主演のリャオジエには『Mr.Long/ミスター・ロン』(17)などで日本でも知られている日台のダブルで、台湾では“神童”と呼ばれている天才子役ルンイン。そして日本でもスマッシュヒットを記録した『1秒先の彼女』(21)のグァンティンがダブル主演としてリャオジエの父親役に扮し、慎ましやかに支え合いながら生きる父子役を演じている。リャオジエに影響を与える“腹黒いキツネ(オールド・フォックス)”と呼ばれる地主のシャ役には、本作で台北金馬映画祭最優秀助演男優賞に輝いた台湾の名バイプレーヤー、アキオ・チェン。シャの秘書役に『怪怪怪怪物!』(18)のユージェニー・リウ。そして、門脇が経済的には恵まれているが空虚な日々を生きる人妻ヤンジュンメイを演じ、初の台湾映画出演を果たした。

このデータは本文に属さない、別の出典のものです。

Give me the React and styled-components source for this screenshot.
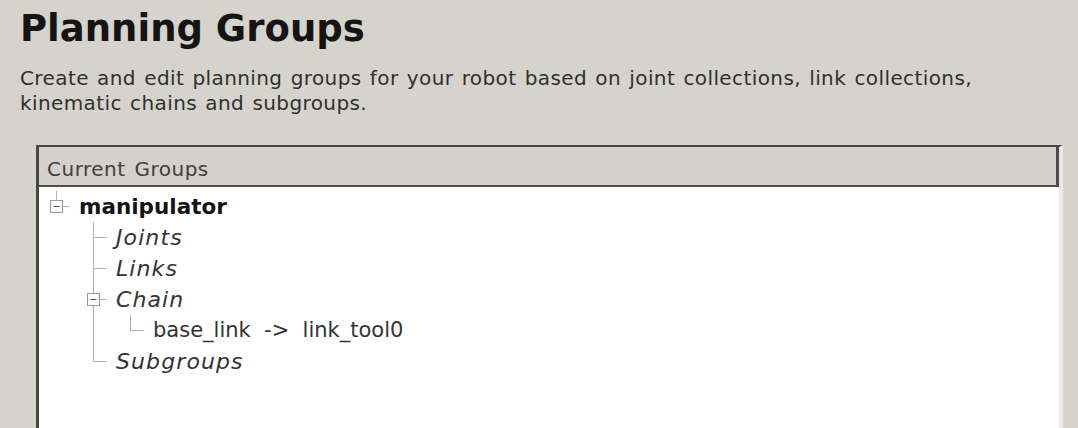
import React from 'react';
import styled, { createGlobalStyle } from 'styled-components';

const GlobalStyle = createGlobalStyle`
  html, body {
    margin: 0;
    padding: 0;
    background: #d6d3cc;
    overflow: hidden;
  }
  body {
    font-family: "DejaVu Sans", Verdana, sans-serif;
  }
`;

const Page = styled.div`
  padding: 7px 0 0 20px;
  height: 428px;
  box-sizing: border-box;
`;

const Title = styled.h1`
  margin: 0;
  font-size: 37px;
  line-height: 44px;
  font-weight: bold;
  color: #141414;
`;

const Description = styled.p`
  margin: 15px 0 0;
  font-size: 20px;
  line-height: 25px;
  color: #303030;
  letter-spacing: 0.4px;
  word-spacing: 1.5px;
`;

const Frame = styled.section`
  margin: 29px 0 0 16px;
  width: 1027px;
  height: 300px;
  box-sizing: border-box;
  border-top: 2px solid #474747;
  border-left: 3px solid #474747;
  border-right: 4px solid #ebe9e5;
  background: #ffffff;
  display: flex;
  flex-direction: column;
`;

const Header = styled.div`
  height: 40px;
  background: #d5d1ca;
  border-bottom: 2px solid #4d4d4d;
  border-right: 3px solid #4d4d4d;
  display: flex;
  align-items: center;
  padding: 5px 0 0 8px;
  box-sizing: border-box;
  font-size: 20px;
  color: #404040;
  letter-spacing: 0.5px;
  word-spacing: 2px;
`;

const TreeBody = styled.div`
  padding-top: 4px;
  display: flex;
  flex-direction: column;
`;

const Row = styled.div`
  display: flex;
  align-items: center;
  height: 31px;
`;

const BranchSvg = styled.svg`
  flex: none;
  display: block;
  line {
    stroke: #b2b2b2;
    stroke-width: 1;
  }
  rect {
    fill: #ffffff;
    stroke: #9a9a9a;
  }
  .minus {
    stroke: #555555;
  }
`;

const Label = styled.span`
  font-size: ${(p) => (p.$bold ? '21.5px' : p.$italic ? '22px' : '21px')};
  font-weight: ${(p) => (p.$bold ? 'bold' : 'normal')};
  font-style: ${(p) => (p.$italic ? 'italic' : 'normal')};
  letter-spacing: ${(p) => (p.$italic ? '1.1px' : '0')};
  color: ${(p) => (p.$bold ? '#141414' : '#333333')};
  white-space: pre;
  padding-left: 3px;
  line-height: 31px;
`;

const C = 17.5;

const Guide = () => (
  <BranchSvg width="37" height="31" viewBox="0 0 37 31">
    <line x1={C} y1="0" x2={C} y2="31" />
  </BranchSvg>
);

const Blank = () => <BranchSvg width="37" height="31" viewBox="0 0 37 31" />;

const Branch = ({ top, bottom, expander }) => (
  <BranchSvg width="37" height="31" viewBox="0 0 37 31">
    {top && <line x1={C} y1="0" x2={C} y2={expander ? 9.5 : 15.5} />}
    {bottom && <line x1={C} y1={expander ? 21.5 : 15.5} x2={C} y2="31" />}
    <line x1={expander ? C + 6 : C} y1="15.5" x2={C + 13} y2="15.5" />
    {expander && (
      <>
        <rect x={C - 6} y="9.5" width="12" height="12" />
        <line className="minus" x1={C - 3} y1="15.5" x2={C + 3} y2="15.5" />
      </>
    )}
  </BranchSvg>
);

const rows = [
  { label: 'manipulator', bold: true, guides: [], top: true, bottom: false, expander: true },
  { label: 'Joints', italic: true, guides: [false], top: true, bottom: true },
  { label: 'Links', italic: true, guides: [false], top: true, bottom: true },
  { label: 'Chain', italic: true, guides: [false], top: true, bottom: true, expander: true },
  { label: 'base_link  ->  link_tool0', guides: [false, true], top: true, bottom: false },
  { label: 'Subgroups', italic: true, guides: [false], top: true, bottom: false },
];

export default function App() {
  return (
    <>
      <GlobalStyle />
      <Page>
        <Title>Planning Groups</Title>
        <Description>
          Create and edit planning groups for your robot based on joint collections, link collections,
          <br />
          kinematic chains and subgroups.
        </Description>
        <Frame>
          <Header>Current Groups</Header>
          <TreeBody>
            {rows.map((r, i) => (
              <Row key={i}>
                {r.guides.map((g, j) => (g ? <Guide key={j} /> : <Blank key={j} />))}
                <Branch top={r.top} bottom={r.bottom} expander={r.expander} />
                <Label $bold={r.bold} $italic={r.italic}>
                  {r.label}
                </Label>
              </Row>
            ))}
          </TreeBody>
        </Frame>
      </Page>
    </>
  );
}
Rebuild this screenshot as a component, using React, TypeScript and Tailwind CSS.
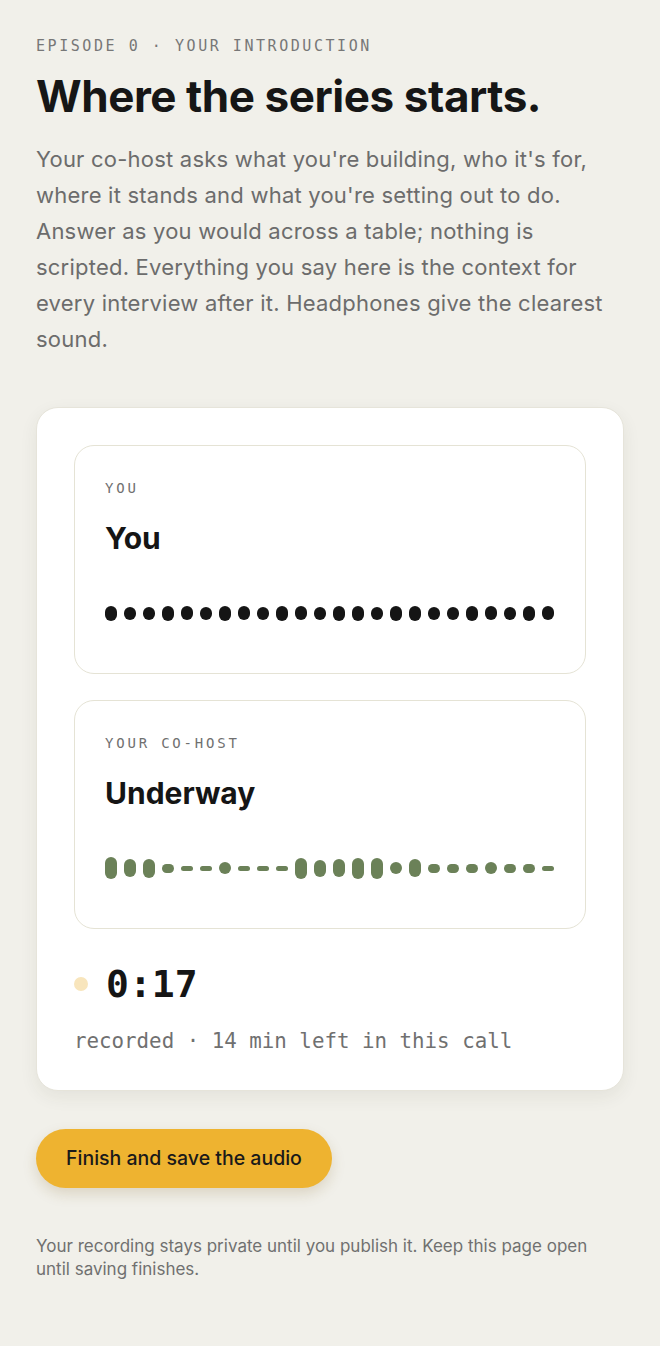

解禁されたのは、10代から台湾映画を見続け台湾映画に出ることが夢だったという門脇の登場シーンだ。門脇が演じるのは、グァンティン演じるタイライの幼馴染ヤンジュンメイ。かつて2人は淡い恋心を抱いていたが、その想いは成就することなく、タイライはレストランで給仕長をしながら幼い息子を男手一つで育てている。一方ヤンジュンメイも結婚して豪奢な服をまとい、宝飾品を身につけ、金銭的には恵まれた暮らしをしつつも、心は満たされない空虚な日々を過ごし孤独を感じている。そんななか、タイライの働くレストランで2人は再会することに。

クリスマスの夜ヤンジュンメイはまた1人食事に訪れていた。賑わう店内、サンタの帽子を被ったタイライは忙しなく働いている、そんな彼を優しい眼差しで見つめるジュンメイ。そしてタイライが彼女のテーブルへ来ると「あなたと息子さんに」とクリスマスプレゼントを渡す。受け取るなり中身を覗き込むタイライを手で制止すると「いまは見ないで。メリークリスマス。お勘定を」とスマートに会計を済ませる。慣れた様子でタイライにコートを着せてもらうと、悲しげな微笑みを湛えながら改めて「メリークリスマス」と伝え合って別れる、というシーンだ。

監督は「あの役には、お嬢様気質でちょっとわがままな感じがして、でも憂いが感じられてどこか孤独の影がある、という人を求めていたのですが、30歳くらいでそういう雰囲気のある人が台湾では見当たらなかったんです。それで、侯孝賢監督から『日本の俳優と仕事をしてみるといいよ』と勧められたことを思い出しました。ちょうど『浅草キッド』を観て、彼女がとてもいいと感じていたのでお願いしました」と語っている。

門脇は「私が演じたヤンさんは寂しい人です。彼女の孤独や悲しみを感じさせる瞳、そこをとにかく心がけました」と語る彼女の言葉が見事に表現されたシーンとなっている。タイライとヤンジュンメイの切ない恋模様の続きはぜひ劇場で楽しんでいただきたい。